RAW RECORDS:
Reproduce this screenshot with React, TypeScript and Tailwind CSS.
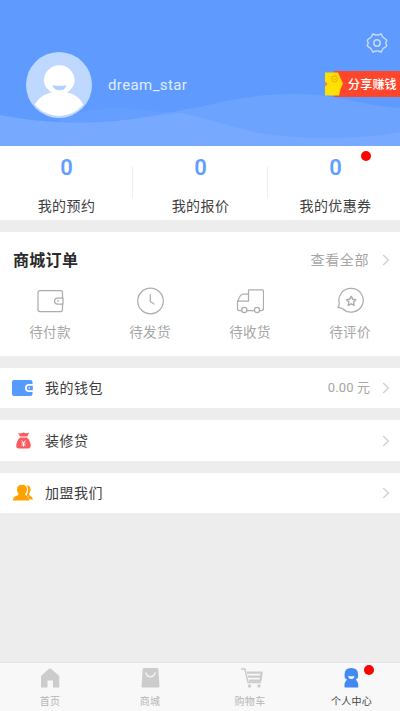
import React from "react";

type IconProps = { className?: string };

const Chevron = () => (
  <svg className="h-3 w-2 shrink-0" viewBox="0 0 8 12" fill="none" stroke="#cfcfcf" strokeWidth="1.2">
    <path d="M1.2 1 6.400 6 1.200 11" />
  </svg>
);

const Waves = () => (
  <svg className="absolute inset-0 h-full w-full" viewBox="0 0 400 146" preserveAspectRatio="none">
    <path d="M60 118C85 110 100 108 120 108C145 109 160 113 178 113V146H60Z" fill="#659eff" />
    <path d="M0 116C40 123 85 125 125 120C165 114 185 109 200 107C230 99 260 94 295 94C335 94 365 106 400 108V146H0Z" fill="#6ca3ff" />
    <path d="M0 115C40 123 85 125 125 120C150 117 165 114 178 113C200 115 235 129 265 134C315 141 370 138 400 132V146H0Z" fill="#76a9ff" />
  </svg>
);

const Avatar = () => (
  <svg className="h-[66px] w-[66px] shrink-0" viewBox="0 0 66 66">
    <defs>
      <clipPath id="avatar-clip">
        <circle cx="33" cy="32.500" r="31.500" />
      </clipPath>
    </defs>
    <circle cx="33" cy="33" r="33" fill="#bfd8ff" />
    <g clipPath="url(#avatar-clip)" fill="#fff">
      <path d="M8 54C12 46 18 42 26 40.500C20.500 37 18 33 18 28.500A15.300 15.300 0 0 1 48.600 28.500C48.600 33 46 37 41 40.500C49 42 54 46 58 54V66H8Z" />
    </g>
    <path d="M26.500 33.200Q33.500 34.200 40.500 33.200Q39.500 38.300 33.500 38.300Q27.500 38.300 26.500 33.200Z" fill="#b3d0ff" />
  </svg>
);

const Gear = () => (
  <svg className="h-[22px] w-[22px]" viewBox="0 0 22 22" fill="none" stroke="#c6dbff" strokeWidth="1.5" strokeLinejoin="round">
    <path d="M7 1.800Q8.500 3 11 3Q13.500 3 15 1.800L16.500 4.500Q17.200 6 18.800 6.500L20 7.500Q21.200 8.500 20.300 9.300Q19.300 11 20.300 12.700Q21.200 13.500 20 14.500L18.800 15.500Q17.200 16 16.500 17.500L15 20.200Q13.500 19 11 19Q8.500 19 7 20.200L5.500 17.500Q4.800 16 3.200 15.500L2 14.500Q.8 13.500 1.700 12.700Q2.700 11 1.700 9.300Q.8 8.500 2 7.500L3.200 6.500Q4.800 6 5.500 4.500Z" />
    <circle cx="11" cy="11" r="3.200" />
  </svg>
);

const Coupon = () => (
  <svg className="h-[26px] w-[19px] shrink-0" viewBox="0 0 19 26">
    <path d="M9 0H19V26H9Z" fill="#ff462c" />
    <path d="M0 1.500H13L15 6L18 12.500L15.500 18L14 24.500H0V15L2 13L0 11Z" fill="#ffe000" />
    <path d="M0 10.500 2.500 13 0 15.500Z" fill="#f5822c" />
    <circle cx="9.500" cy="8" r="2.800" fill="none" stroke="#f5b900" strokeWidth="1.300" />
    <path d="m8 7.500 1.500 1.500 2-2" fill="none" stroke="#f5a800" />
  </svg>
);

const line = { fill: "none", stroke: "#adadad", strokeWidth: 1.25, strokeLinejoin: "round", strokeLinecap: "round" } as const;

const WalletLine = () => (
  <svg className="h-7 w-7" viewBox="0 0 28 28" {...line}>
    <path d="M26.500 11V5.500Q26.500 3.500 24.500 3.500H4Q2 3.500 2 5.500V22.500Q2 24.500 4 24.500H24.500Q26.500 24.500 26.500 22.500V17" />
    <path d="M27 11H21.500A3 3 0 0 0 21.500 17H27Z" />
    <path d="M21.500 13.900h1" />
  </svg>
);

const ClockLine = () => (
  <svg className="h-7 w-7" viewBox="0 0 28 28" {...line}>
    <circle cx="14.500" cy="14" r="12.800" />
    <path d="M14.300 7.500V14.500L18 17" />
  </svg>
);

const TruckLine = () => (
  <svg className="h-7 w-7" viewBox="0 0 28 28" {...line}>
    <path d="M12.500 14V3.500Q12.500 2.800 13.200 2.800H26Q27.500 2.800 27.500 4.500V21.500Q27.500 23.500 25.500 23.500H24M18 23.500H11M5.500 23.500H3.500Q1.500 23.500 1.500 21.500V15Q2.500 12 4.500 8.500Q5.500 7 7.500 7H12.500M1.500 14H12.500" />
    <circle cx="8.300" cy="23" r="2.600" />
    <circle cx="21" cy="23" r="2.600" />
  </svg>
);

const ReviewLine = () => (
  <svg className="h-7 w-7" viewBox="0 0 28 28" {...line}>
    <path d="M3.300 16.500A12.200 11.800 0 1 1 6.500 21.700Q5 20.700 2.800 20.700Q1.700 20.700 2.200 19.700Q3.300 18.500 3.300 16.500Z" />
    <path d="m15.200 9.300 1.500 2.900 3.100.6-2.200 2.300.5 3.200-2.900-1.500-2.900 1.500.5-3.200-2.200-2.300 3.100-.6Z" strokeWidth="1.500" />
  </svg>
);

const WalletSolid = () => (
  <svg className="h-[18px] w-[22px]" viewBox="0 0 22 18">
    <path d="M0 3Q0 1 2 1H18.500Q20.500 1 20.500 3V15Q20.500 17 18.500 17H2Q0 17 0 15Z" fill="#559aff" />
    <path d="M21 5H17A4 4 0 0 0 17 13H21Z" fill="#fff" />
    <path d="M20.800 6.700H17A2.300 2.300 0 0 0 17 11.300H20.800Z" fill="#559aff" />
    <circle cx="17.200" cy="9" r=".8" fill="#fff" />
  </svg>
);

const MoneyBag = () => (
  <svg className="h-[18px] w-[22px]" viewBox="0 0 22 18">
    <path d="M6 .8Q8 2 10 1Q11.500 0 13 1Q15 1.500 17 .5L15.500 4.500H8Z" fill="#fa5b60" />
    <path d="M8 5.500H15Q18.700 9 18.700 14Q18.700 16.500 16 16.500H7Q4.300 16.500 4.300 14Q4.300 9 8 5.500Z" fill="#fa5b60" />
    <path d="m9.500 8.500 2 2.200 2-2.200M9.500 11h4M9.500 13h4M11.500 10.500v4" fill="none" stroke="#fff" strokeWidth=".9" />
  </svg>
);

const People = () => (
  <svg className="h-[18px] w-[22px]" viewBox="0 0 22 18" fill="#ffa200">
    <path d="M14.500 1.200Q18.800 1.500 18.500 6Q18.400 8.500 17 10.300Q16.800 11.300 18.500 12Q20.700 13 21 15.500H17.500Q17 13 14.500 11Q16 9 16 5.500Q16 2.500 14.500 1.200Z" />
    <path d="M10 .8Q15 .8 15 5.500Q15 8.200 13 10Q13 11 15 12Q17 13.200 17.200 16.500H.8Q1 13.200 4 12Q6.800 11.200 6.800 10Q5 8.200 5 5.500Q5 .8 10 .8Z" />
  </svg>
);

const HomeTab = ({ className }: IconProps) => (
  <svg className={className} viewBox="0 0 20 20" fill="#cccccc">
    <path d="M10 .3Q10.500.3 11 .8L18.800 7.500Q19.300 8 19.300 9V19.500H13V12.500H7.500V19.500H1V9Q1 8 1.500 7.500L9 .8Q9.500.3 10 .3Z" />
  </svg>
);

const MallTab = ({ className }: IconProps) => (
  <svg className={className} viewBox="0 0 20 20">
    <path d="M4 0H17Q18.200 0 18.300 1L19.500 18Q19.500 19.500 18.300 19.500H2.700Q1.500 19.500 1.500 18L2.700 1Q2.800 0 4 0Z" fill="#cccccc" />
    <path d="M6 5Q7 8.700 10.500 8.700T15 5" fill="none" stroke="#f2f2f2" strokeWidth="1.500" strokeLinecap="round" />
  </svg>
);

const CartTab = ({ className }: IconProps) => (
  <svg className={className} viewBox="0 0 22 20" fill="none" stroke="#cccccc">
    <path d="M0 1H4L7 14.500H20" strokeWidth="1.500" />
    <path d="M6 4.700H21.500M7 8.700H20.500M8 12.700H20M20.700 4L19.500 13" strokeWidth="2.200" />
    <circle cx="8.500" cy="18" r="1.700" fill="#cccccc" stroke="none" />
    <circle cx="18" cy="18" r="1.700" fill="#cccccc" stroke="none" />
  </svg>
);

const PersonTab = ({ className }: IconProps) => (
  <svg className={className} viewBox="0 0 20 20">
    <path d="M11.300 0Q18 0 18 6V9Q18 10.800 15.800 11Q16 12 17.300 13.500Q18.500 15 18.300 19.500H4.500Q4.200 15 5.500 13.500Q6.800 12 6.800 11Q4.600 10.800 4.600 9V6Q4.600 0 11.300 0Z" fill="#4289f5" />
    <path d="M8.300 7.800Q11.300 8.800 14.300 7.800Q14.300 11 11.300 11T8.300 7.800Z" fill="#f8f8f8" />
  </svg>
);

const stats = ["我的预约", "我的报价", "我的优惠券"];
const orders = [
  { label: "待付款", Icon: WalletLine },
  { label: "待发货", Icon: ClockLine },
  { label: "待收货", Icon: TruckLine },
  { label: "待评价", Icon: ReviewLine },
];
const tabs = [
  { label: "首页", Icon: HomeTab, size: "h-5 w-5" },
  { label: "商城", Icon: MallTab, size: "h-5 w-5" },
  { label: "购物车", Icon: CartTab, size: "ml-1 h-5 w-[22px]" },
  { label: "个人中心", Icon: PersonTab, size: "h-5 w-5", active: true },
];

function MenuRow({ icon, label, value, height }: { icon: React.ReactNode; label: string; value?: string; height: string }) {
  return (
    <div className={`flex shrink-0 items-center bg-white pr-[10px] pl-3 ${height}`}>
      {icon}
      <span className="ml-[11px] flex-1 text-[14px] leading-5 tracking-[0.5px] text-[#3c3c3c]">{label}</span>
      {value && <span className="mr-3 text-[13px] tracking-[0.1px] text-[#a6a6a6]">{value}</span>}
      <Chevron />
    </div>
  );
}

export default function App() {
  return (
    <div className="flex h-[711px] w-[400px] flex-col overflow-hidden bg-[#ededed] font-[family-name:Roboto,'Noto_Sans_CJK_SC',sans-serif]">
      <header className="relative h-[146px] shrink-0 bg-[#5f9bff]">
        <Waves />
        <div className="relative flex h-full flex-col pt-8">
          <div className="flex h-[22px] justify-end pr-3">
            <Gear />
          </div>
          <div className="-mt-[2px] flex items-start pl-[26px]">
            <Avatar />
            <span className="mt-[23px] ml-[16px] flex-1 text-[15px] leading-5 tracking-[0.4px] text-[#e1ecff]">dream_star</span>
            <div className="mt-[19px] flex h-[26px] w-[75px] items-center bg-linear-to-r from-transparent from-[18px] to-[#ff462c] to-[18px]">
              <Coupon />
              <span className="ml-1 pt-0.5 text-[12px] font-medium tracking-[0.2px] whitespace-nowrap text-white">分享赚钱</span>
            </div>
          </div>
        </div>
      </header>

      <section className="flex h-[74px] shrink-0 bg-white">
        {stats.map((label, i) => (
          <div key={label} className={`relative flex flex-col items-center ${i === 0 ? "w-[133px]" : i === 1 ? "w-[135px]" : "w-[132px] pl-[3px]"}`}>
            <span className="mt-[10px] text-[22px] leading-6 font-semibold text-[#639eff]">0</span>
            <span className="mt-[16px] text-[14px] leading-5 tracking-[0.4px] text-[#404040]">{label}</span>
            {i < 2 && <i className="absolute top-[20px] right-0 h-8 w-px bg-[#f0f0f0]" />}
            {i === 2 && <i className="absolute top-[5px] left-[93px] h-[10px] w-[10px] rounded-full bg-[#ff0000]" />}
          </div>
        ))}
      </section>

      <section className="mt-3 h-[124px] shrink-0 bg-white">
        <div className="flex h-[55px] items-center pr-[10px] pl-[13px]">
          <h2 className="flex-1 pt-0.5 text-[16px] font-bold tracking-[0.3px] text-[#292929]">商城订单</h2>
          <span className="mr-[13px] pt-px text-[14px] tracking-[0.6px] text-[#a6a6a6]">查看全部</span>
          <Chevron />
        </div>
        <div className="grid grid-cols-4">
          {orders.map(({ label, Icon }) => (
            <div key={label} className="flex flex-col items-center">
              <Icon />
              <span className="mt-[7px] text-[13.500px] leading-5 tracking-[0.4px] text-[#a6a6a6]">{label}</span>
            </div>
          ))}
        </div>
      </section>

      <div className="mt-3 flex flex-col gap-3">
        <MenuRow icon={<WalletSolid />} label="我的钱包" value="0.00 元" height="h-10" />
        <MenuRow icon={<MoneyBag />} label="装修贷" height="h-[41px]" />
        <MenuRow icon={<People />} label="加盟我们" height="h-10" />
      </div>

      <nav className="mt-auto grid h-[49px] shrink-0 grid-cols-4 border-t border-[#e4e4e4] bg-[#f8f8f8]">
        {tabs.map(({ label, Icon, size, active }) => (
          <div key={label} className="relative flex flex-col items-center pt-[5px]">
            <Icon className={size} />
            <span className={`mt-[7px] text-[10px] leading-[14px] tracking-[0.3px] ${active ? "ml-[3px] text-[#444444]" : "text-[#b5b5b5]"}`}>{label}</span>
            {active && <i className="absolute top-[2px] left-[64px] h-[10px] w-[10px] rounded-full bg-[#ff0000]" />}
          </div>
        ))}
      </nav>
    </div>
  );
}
* * *
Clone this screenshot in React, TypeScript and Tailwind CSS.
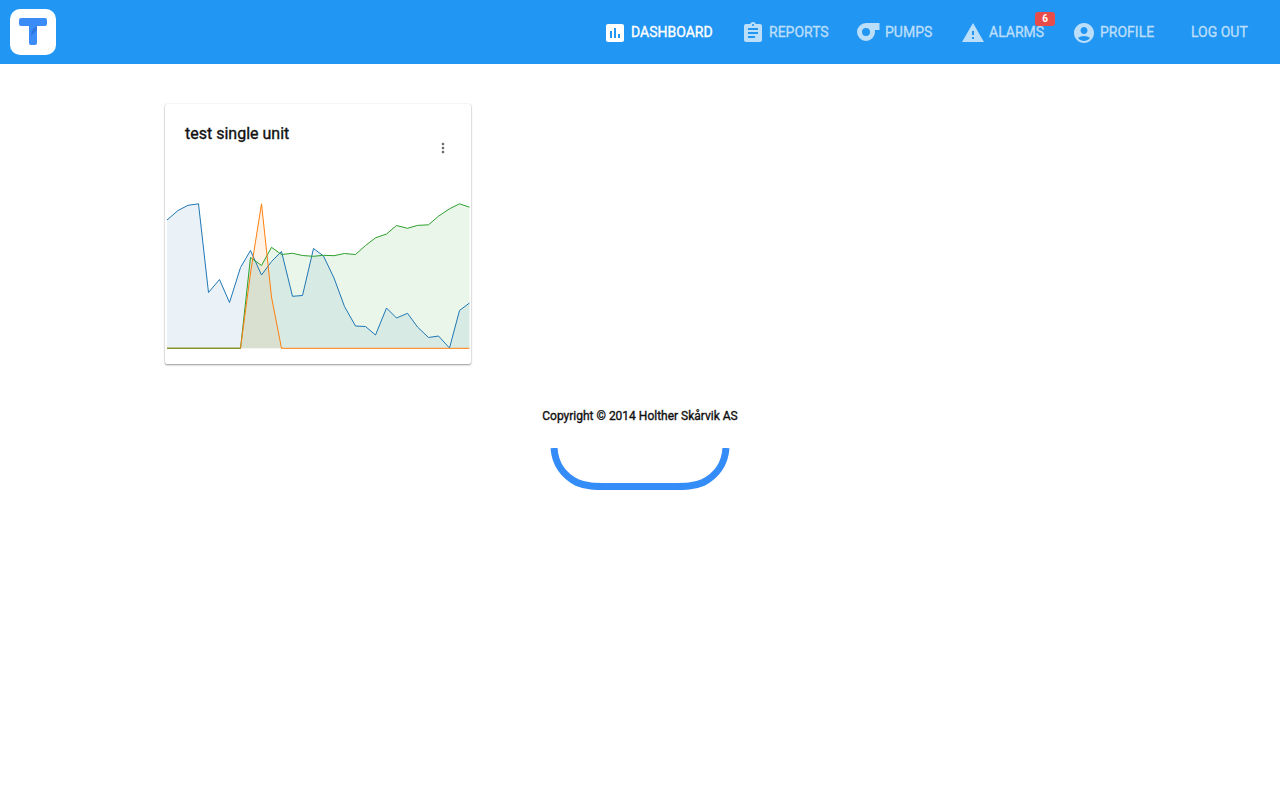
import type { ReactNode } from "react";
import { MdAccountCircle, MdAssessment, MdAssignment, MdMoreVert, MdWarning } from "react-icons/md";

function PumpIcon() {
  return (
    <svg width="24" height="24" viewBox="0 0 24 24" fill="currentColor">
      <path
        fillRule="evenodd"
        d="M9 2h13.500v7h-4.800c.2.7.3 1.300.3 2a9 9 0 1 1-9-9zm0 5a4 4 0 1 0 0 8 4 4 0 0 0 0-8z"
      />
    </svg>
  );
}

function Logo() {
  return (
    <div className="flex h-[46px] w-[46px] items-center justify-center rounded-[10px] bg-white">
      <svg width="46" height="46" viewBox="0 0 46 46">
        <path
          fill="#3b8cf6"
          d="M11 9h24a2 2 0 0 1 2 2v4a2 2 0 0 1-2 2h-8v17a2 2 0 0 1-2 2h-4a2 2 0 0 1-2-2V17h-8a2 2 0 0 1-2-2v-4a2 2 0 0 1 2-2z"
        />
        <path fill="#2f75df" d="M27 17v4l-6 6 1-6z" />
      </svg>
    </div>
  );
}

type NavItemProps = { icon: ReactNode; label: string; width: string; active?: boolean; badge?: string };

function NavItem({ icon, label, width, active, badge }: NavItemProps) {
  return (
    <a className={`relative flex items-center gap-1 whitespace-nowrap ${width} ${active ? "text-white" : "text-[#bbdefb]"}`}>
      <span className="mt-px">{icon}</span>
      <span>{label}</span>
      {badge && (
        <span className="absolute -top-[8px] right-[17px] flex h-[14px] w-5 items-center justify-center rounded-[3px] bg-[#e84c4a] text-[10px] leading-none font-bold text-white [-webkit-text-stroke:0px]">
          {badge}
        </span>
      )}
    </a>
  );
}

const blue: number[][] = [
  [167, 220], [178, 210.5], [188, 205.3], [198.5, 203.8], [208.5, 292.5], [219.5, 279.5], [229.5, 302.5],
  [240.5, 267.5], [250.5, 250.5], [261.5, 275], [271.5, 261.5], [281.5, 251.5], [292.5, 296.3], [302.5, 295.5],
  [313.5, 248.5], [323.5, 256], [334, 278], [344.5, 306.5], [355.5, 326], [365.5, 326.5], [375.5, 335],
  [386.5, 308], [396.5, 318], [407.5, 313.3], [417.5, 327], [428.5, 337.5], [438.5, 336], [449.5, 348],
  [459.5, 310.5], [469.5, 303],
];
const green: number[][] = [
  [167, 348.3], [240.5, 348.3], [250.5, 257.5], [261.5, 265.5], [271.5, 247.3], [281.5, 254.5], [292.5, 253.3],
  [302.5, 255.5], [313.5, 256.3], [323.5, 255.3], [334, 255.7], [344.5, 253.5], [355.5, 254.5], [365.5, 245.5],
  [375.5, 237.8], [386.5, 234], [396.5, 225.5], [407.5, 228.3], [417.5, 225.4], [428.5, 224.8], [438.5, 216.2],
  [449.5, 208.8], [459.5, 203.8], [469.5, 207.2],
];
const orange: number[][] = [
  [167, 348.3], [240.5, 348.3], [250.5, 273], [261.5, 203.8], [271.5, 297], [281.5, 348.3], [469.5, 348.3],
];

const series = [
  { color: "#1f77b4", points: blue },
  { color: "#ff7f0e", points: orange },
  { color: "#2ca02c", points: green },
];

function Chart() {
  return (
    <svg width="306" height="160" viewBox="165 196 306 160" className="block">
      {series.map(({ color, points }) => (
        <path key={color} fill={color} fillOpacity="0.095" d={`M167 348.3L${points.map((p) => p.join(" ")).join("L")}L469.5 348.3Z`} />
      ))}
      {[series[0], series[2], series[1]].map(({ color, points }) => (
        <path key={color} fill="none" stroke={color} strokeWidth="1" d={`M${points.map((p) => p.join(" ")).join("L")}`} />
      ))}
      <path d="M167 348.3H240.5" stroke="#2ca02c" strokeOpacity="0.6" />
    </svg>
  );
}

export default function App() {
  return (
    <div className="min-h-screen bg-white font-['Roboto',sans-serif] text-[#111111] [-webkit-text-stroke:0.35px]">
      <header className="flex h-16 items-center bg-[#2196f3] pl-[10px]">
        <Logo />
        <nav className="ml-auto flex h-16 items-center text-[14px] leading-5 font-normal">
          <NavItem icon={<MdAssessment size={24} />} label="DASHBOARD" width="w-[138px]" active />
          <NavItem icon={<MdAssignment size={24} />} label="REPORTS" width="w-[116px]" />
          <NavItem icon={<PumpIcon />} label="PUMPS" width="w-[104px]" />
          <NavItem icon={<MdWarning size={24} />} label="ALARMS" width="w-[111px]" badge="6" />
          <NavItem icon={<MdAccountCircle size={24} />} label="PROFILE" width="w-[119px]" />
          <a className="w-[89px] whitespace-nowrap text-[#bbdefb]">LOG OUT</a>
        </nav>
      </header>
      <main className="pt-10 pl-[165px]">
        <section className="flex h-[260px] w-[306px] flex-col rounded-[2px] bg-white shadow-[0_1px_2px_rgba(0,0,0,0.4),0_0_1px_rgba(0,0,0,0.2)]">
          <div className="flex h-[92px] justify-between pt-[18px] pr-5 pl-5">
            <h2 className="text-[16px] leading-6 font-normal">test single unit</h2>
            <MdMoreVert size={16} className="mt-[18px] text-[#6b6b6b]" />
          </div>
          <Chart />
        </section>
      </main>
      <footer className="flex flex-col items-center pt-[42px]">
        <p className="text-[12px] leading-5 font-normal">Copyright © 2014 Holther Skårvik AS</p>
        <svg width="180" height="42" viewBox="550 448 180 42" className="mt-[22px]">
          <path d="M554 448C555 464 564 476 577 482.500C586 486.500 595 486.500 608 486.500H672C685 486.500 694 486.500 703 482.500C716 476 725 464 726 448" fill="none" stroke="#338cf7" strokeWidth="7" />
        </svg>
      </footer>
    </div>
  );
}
...
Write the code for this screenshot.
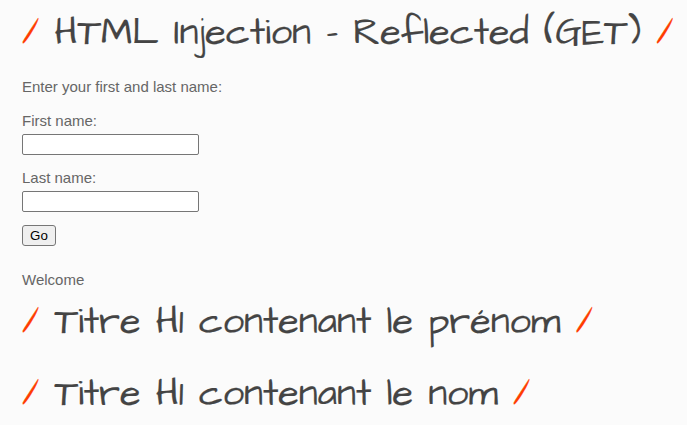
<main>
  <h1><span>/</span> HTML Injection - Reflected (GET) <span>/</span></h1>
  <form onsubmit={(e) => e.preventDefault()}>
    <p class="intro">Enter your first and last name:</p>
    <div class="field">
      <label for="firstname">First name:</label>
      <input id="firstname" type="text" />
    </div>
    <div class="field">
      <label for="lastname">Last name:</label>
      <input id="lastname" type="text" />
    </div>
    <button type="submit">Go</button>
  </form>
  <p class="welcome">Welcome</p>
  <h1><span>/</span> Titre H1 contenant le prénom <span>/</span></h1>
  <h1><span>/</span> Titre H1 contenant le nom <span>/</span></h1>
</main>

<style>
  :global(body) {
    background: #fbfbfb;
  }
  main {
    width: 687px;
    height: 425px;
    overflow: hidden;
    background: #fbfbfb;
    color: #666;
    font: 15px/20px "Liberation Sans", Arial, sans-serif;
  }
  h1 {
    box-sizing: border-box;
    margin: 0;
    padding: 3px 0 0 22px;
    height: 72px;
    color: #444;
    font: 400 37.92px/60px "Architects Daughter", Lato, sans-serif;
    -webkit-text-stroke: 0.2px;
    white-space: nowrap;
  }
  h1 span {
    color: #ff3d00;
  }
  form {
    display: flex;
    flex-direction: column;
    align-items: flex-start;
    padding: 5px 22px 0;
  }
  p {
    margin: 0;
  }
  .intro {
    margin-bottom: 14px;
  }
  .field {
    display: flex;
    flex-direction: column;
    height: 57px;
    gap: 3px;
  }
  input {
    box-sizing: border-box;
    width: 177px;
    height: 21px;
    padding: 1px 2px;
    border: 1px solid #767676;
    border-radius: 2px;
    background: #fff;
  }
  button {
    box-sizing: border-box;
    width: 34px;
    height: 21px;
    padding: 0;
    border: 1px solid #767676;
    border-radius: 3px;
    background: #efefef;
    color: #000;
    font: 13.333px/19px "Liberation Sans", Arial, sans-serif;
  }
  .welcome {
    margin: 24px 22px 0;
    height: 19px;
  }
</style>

THE REQUEST:
Your task is to list each line of the records with the word "Tailwind".

SOLUTION:
Reproduce this screenshot with React, TypeScript and Tailwind CSS.
Clone this screenshot in React, TypeScript and Tailwind CSS.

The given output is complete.